** START OF Given material **

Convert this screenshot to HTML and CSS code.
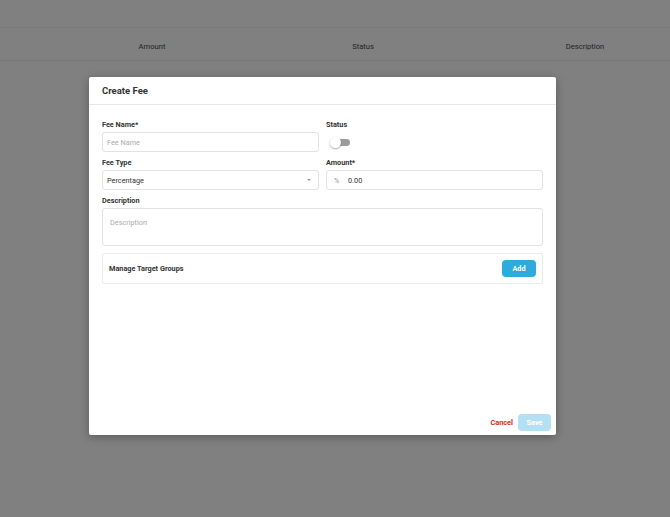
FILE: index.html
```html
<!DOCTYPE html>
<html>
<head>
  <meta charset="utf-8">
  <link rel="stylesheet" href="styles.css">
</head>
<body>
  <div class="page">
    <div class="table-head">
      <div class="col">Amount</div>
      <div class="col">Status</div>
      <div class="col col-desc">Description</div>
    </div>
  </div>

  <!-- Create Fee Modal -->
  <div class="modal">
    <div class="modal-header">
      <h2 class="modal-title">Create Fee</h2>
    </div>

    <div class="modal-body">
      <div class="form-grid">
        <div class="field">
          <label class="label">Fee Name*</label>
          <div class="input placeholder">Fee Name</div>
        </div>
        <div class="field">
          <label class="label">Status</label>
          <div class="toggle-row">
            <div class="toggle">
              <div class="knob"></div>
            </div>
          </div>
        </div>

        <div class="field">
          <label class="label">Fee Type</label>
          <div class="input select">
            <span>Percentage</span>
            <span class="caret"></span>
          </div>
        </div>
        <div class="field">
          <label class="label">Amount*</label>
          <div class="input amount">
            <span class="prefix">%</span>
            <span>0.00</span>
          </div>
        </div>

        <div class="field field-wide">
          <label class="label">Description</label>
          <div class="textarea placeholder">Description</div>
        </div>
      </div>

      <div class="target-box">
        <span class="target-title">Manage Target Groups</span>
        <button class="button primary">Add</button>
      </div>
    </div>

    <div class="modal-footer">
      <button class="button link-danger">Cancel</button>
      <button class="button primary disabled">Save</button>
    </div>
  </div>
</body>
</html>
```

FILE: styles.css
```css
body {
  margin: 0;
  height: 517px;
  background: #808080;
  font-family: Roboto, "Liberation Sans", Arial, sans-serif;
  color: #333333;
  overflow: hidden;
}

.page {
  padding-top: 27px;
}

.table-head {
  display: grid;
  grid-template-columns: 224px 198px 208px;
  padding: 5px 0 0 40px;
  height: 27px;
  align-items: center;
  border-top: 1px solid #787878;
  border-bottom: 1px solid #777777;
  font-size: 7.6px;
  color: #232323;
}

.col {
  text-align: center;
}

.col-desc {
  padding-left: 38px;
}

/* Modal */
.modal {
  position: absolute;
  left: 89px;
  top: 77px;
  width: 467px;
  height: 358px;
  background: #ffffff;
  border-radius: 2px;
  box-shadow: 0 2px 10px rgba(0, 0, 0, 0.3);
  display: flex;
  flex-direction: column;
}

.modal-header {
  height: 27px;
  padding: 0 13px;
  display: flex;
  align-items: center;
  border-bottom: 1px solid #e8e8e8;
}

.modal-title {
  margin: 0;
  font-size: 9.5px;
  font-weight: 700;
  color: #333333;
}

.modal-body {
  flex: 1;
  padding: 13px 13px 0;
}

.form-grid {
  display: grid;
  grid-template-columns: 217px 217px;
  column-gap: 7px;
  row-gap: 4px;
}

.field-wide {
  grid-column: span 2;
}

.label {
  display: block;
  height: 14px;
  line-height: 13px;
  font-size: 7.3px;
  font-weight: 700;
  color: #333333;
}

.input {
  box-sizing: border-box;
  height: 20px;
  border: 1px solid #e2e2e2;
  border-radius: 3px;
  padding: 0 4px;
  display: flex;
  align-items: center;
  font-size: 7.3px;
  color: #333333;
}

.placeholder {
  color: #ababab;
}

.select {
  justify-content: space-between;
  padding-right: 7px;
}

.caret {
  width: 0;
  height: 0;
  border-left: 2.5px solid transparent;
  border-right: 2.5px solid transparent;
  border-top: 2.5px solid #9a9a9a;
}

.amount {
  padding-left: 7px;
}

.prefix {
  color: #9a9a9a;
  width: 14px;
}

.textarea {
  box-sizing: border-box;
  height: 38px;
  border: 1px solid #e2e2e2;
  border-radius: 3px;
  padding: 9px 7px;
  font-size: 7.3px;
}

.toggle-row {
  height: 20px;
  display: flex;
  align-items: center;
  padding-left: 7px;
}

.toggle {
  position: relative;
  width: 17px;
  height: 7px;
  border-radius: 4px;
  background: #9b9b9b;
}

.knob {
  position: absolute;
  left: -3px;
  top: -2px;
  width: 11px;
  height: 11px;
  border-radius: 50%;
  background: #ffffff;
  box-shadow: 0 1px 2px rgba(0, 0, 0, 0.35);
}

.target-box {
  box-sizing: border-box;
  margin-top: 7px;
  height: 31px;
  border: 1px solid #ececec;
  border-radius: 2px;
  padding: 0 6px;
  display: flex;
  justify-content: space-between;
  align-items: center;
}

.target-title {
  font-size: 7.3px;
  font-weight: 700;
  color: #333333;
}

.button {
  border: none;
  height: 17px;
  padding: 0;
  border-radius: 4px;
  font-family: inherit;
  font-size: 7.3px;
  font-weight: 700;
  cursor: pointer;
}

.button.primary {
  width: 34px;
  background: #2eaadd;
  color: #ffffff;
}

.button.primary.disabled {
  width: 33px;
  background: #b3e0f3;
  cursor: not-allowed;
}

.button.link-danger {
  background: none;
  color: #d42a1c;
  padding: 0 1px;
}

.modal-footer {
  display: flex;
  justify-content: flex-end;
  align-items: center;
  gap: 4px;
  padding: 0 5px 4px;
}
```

** END OF Given material **

Copy the listing exactly. Any image in it stays out of the copy.

Convert this screenshot to HTML and CSS code.
FILE: index.html
```html
<!DOCTYPE html>
<html>
<head>
  <meta charset="utf-8">
  <link rel="stylesheet" href="styles.css">
</head>
<body>
  <div class="page">
    <div class="table-head">
      <div class="col">Amount</div>
      <div class="col">Status</div>
      <div class="col col-desc">Description</div>
    </div>
  </div>

  <!-- Create Fee Modal -->
  <div class="modal">
    <div class="modal-header">
      <h2 class="modal-title">Create Fee</h2>
    </div>

    <div class="modal-body">
      <div class="form-grid">
        <div class="field">
          <label class="label">Fee Name*</label>
          <div class="input placeholder">Fee Name</div>
        </div>
        <div class="field">
          <label class="label">Status</label>
          <div class="toggle-row">
            <div class="toggle">
              <div class="knob"></div>
            </div>
          </div>
        </div>

        <div class="field">
          <label class="label">Fee Type</label>
          <div class="input select">
            <span>Percentage</span>
            <span class="caret"></span>
          </div>
        </div>
        <div class="field">
          <label class="label">Amount*</label>
          <div class="input amount">
            <span class="prefix">%</span>
            <span>0.00</span>
          </div>
        </div>

        <div class="field field-wide">
          <label class="label">Description</label>
          <div class="textarea placeholder">Description</div>
        </div>
      </div>

      <div class="target-box">
        <span class="target-title">Manage Target Groups</span>
        <button class="button primary">Add</button>
      </div>
    </div>

    <div class="modal-footer">
      <button class="button link-danger">Cancel</button>
      <button class="button primary disabled">Save</button>
    </div>
  </div>
</body>
</html>
```

FILE: styles.css
```css
body {
  margin: 0;
  height: 517px;
  background: #808080;
  font-family: Roboto, "Liberation Sans", Arial, sans-serif;
  color: #333333;
  overflow: hidden;
}

.page {
  padding-top: 27px;
}

.table-head {
  display: grid;
  grid-template-columns: 224px 198px 208px;
  padding: 5px 0 0 40px;
  height: 27px;
  align-items: center;
  border-top: 1px solid #787878;
  border-bottom: 1px solid #777777;
  font-size: 7.6px;
  color: #232323;
}

.col {
  text-align: center;
}

.col-desc {
  padding-left: 38px;
}

/* Modal */
.modal {
  position: absolute;
  left: 89px;
  top: 77px;
  width: 467px;
  height: 358px;
  background: #ffffff;
  border-radius: 2px;
  box-shadow: 0 2px 10px rgba(0, 0, 0, 0.3);
  display: flex;
  flex-direction: column;
}

.modal-header {
  height: 27px;
  padding: 0 13px;
  display: flex;
  align-items: center;
  border-bottom: 1px solid #e8e8e8;
}

.modal-title {
  margin: 0;
  font-size: 9.5px;
  font-weight: 700;
  color: #333333;
}

.modal-body {
  flex: 1;
  padding: 13px 13px 0;
}

.form-grid {
  display: grid;
  grid-template-columns: 217px 217px;
  column-gap: 7px;
  row-gap: 4px;
}

.field-wide {
  grid-column: span 2;
}

.label {
  display: block;
  height: 14px;
  line-height: 13px;
  font-size: 7.3px;
  font-weight: 700;
  color: #333333;
}

.input {
  box-sizing: border-box;
  height: 20px;
  border: 1px solid #e2e2e2;
  border-radius: 3px;
  padding: 0 4px;
  display: flex;
  align-items: center;
  font-size: 7.3px;
  color: #333333;
}

.placeholder {
  color: #ababab;
}

.select {
  justify-content: space-between;
  padding-right: 7px;
}

.caret {
  width: 0;
  height: 0;
  border-left: 2.5px solid transparent;
  border-right: 2.5px solid transparent;
  border-top: 2.5px solid #9a9a9a;
}

.amount {
  padding-left: 7px;
}

.prefix {
  color: #9a9a9a;
  width: 14px;
}

.textarea {
  box-sizing: border-box;
  height: 38px;
  border: 1px solid #e2e2e2;
  border-radius: 3px;
  padding: 9px 7px;
  font-size: 7.3px;
}

.toggle-row {
  height: 20px;
  display: flex;
  align-items: center;
  padding-left: 7px;
}

.toggle {
  position: relative;
  width: 17px;
  height: 7px;
  border-radius: 4px;
  background: #9b9b9b;
}

.knob {
  position: absolute;
  left: -3px;
  top: -2px;
  width: 11px;
  height: 11px;
  border-radius: 50%;
  background: #ffffff;
  box-shadow: 0 1px 2px rgba(0, 0, 0, 0.35);
}

.target-box {
  box-sizing: border-box;
  margin-top: 7px;
  height: 31px;
  border: 1px solid #ececec;
  border-radius: 2px;
  padding: 0 6px;
  display: flex;
  justify-content: space-between;
  align-items: center;
}

.target-title {
  font-size: 7.3px;
  font-weight: 700;
  color: #333333;
}

.button {
  border: none;
  height: 17px;
  padding: 0;
  border-radius: 4px;
  font-family: inherit;
  font-size: 7.3px;
  font-weight: 700;
  cursor: pointer;
}

.button.primary {
  width: 34px;
  background: #2eaadd;
  color: #ffffff;
}

.button.primary.disabled {
  width: 33px;
  background: #b3e0f3;
  cursor: not-allowed;
}

.button.link-danger {
  background: none;
  color: #d42a1c;
  padding: 0 1px;
}

.modal-footer {
  display: flex;
  justify-content: flex-end;
  align-items: center;
  gap: 4px;
  padding: 0 5px 4px;
}
```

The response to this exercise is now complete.